> **REQUIREMENT**
Give every line of the data again, unchanged, but with no pictures.

start DATASET CONTENT

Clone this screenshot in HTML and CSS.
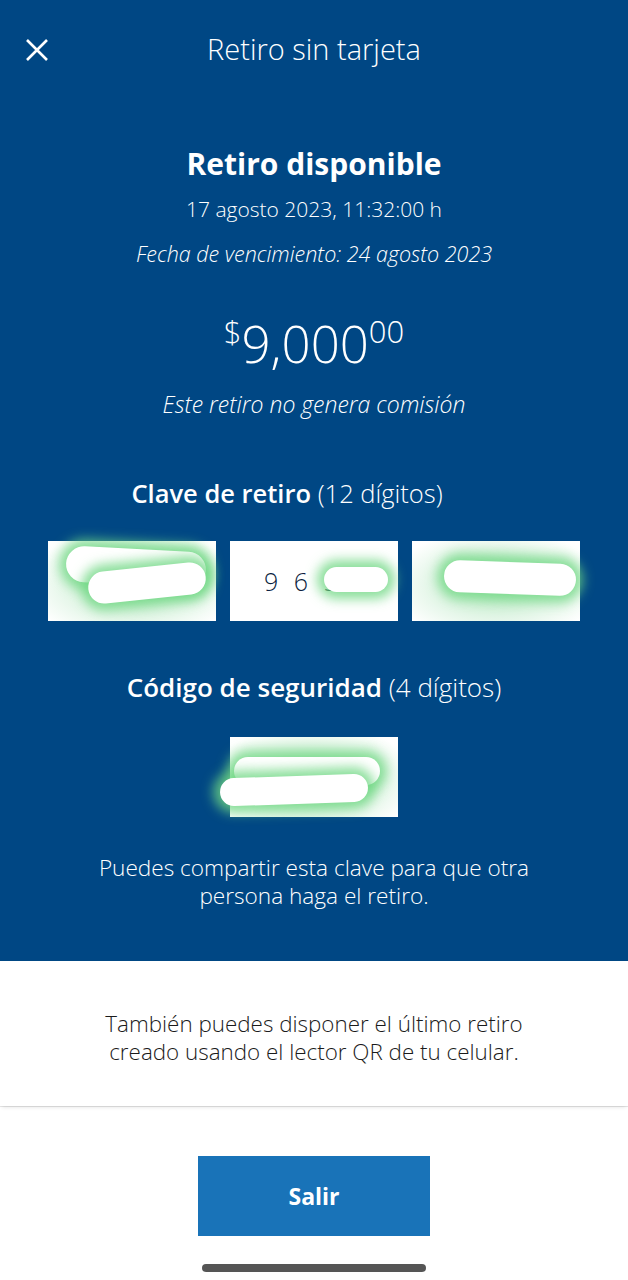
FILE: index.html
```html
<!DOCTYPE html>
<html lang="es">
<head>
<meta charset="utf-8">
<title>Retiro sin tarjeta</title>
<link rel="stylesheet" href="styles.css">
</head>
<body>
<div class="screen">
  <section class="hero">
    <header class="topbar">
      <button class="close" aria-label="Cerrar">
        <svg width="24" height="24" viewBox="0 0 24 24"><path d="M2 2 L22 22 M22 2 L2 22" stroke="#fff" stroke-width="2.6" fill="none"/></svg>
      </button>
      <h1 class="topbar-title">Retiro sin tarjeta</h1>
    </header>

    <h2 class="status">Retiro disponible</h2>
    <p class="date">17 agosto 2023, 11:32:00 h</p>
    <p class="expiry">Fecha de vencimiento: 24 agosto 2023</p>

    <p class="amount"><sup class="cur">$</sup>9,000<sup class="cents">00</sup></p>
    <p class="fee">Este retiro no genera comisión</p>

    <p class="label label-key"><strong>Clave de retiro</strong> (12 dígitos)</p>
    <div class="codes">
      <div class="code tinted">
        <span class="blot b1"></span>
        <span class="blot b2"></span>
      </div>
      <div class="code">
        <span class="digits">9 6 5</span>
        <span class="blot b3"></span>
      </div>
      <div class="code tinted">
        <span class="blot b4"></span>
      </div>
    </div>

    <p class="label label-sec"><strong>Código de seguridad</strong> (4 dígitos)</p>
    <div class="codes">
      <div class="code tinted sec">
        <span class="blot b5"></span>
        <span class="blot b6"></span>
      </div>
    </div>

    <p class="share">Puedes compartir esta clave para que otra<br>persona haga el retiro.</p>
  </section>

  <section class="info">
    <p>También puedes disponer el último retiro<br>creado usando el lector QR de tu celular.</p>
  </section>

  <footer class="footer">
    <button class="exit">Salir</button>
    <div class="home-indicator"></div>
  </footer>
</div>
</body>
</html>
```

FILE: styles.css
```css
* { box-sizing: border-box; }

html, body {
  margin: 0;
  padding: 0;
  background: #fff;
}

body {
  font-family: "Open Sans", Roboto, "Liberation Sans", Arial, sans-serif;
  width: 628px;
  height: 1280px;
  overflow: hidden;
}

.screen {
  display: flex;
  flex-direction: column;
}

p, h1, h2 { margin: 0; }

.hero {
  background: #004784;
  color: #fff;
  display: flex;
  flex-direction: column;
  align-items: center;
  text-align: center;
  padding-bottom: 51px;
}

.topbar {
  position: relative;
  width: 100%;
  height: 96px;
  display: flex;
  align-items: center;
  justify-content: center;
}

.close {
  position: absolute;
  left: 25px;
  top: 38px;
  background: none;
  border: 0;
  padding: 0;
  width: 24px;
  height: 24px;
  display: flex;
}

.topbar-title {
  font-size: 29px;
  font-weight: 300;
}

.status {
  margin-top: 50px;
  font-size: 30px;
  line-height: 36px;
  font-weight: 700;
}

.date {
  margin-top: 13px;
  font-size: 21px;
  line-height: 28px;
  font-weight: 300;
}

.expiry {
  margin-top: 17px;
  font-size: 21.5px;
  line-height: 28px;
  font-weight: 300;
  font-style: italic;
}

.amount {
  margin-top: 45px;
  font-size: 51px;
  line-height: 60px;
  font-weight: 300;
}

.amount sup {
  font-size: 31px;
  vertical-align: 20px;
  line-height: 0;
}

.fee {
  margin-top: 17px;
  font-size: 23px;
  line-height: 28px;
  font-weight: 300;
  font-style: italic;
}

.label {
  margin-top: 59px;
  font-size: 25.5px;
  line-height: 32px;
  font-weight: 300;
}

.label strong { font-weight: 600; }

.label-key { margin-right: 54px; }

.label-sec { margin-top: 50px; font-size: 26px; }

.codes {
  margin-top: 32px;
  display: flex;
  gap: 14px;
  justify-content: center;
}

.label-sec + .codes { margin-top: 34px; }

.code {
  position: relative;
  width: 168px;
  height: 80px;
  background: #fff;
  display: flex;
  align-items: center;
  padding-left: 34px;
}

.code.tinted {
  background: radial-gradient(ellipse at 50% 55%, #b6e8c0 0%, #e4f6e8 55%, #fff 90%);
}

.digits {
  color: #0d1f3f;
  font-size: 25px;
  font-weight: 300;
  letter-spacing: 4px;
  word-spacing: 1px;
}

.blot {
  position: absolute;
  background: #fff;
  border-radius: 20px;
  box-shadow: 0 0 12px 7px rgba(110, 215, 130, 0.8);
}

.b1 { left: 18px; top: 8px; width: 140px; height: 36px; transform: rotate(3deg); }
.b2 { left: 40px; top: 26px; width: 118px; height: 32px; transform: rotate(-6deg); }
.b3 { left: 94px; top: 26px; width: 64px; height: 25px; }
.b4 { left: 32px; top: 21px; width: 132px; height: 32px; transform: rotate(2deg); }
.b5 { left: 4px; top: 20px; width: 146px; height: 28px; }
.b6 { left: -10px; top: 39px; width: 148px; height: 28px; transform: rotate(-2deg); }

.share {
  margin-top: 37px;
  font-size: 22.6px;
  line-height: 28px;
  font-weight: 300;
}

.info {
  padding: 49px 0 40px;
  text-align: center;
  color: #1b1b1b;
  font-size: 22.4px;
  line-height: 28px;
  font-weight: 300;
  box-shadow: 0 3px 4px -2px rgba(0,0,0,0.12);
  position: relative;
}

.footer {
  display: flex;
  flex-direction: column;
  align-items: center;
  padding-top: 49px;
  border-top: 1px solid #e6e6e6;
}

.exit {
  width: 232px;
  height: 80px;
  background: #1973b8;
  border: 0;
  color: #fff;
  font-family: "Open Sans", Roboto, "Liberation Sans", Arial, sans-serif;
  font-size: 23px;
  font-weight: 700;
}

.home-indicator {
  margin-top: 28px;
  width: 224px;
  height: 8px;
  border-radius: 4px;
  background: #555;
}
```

end DATASET CONTENT

> **TASK SOLUTION**
Clone this screenshot in HTML and CSS.
FILE: index.html
```html
<!DOCTYPE html>
<html lang="es">
<head>
<meta charset="utf-8">
<title>Retiro sin tarjeta</title>
<link rel="stylesheet" href="styles.css">
</head>
<body>
<div class="screen">
  <section class="hero">
    <header class="topbar">
      <button class="close" aria-label="Cerrar">
        <svg width="24" height="24" viewBox="0 0 24 24"><path d="M2 2 L22 22 M22 2 L2 22" stroke="#fff" stroke-width="2.6" fill="none"/></svg>
      </button>
      <h1 class="topbar-title">Retiro sin tarjeta</h1>
    </header>

    <h2 class="status">Retiro disponible</h2>
    <p class="date">17 agosto 2023, 11:32:00 h</p>
    <p class="expiry">Fecha de vencimiento: 24 agosto 2023</p>

    <p class="amount"><sup class="cur">$</sup>9,000<sup class="cents">00</sup></p>
    <p class="fee">Este retiro no genera comisión</p>

    <p class="label label-key"><strong>Clave de retiro</strong> (12 dígitos)</p>
    <div class="codes">
      <div class="code tinted">
        <span class="blot b1"></span>
        <span class="blot b2"></span>
      </div>
      <div class="code">
        <span class="digits">9 6 5</span>
        <span class="blot b3"></span>
      </div>
      <div class="code tinted">
        <span class="blot b4"></span>
      </div>
    </div>

    <p class="label label-sec"><strong>Código de seguridad</strong> (4 dígitos)</p>
    <div class="codes">
      <div class="code tinted sec">
        <span class="blot b5"></span>
        <span class="blot b6"></span>
      </div>
    </div>

    <p class="share">Puedes compartir esta clave para que otra<br>persona haga el retiro.</p>
  </section>

  <section class="info">
    <p>También puedes disponer el último retiro<br>creado usando el lector QR de tu celular.</p>
  </section>

  <footer class="footer">
    <button class="exit">Salir</button>
    <div class="home-indicator"></div>
  </footer>
</div>
</body>
</html>
```

FILE: styles.css
```css
* { box-sizing: border-box; }

html, body {
  margin: 0;
  padding: 0;
  background: #fff;
}

body {
  font-family: "Open Sans", Roboto, "Liberation Sans", Arial, sans-serif;
  width: 628px;
  height: 1280px;
  overflow: hidden;
}

.screen {
  display: flex;
  flex-direction: column;
}

p, h1, h2 { margin: 0; }

.hero {
  background: #004784;
  color: #fff;
  display: flex;
  flex-direction: column;
  align-items: center;
  text-align: center;
  padding-bottom: 51px;
}

.topbar {
  position: relative;
  width: 100%;
  height: 96px;
  display: flex;
  align-items: center;
  justify-content: center;
}

.close {
  position: absolute;
  left: 25px;
  top: 38px;
  background: none;
  border: 0;
  padding: 0;
  width: 24px;
  height: 24px;
  display: flex;
}

.topbar-title {
  font-size: 29px;
  font-weight: 300;
}

.status {
  margin-top: 50px;
  font-size: 30px;
  line-height: 36px;
  font-weight: 700;
}

.date {
  margin-top: 13px;
  font-size: 21px;
  line-height: 28px;
  font-weight: 300;
}

.expiry {
  margin-top: 17px;
  font-size: 21.5px;
  line-height: 28px;
  font-weight: 300;
  font-style: italic;
}

.amount {
  margin-top: 45px;
  font-size: 51px;
  line-height: 60px;
  font-weight: 300;
}

.amount sup {
  font-size: 31px;
  vertical-align: 20px;
  line-height: 0;
}

.fee {
  margin-top: 17px;
  font-size: 23px;
  line-height: 28px;
  font-weight: 300;
  font-style: italic;
}

.label {
  margin-top: 59px;
  font-size: 25.5px;
  line-height: 32px;
  font-weight: 300;
}

.label strong { font-weight: 600; }

.label-key { margin-right: 54px; }

.label-sec { margin-top: 50px; font-size: 26px; }

.codes {
  margin-top: 32px;
  display: flex;
  gap: 14px;
  justify-content: center;
}

.label-sec + .codes { margin-top: 34px; }

.code {
  position: relative;
  width: 168px;
  height: 80px;
  background: #fff;
  display: flex;
  align-items: center;
  padding-left: 34px;
}

.code.tinted {
  background: radial-gradient(ellipse at 50% 55%, #b6e8c0 0%, #e4f6e8 55%, #fff 90%);
}

.digits {
  color: #0d1f3f;
  font-size: 25px;
  font-weight: 300;
  letter-spacing: 4px;
  word-spacing: 1px;
}

.blot {
  position: absolute;
  background: #fff;
  border-radius: 20px;
  box-shadow: 0 0 12px 7px rgba(110, 215, 130, 0.8);
}

.b1 { left: 18px; top: 8px; width: 140px; height: 36px; transform: rotate(3deg); }
.b2 { left: 40px; top: 26px; width: 118px; height: 32px; transform: rotate(-6deg); }
.b3 { left: 94px; top: 26px; width: 64px; height: 25px; }
.b4 { left: 32px; top: 21px; width: 132px; height: 32px; transform: rotate(2deg); }
.b5 { left: 4px; top: 20px; width: 146px; height: 28px; }
.b6 { left: -10px; top: 39px; width: 148px; height: 28px; transform: rotate(-2deg); }

.share {
  margin-top: 37px;
  font-size: 22.6px;
  line-height: 28px;
  font-weight: 300;
}

.info {
  padding: 49px 0 40px;
  text-align: center;
  color: #1b1b1b;
  font-size: 22.4px;
  line-height: 28px;
  font-weight: 300;
  box-shadow: 0 3px 4px -2px rgba(0,0,0,0.12);
  position: relative;
}

.footer {
  display: flex;
  flex-direction: column;
  align-items: center;
  padding-top: 49px;
  border-top: 1px solid #e6e6e6;
}

.exit {
  width: 232px;
  height: 80px;
  background: #1973b8;
  border: 0;
  color: #fff;
  font-family: "Open Sans", Roboto, "Liberation Sans", Arial, sans-serif;
  font-size: 23px;
  font-weight: 700;
}

.home-indicator {
  margin-top: 28px;
  width: 224px;
  height: 8px;
  border-radius: 4px;
  background: #555;
}
```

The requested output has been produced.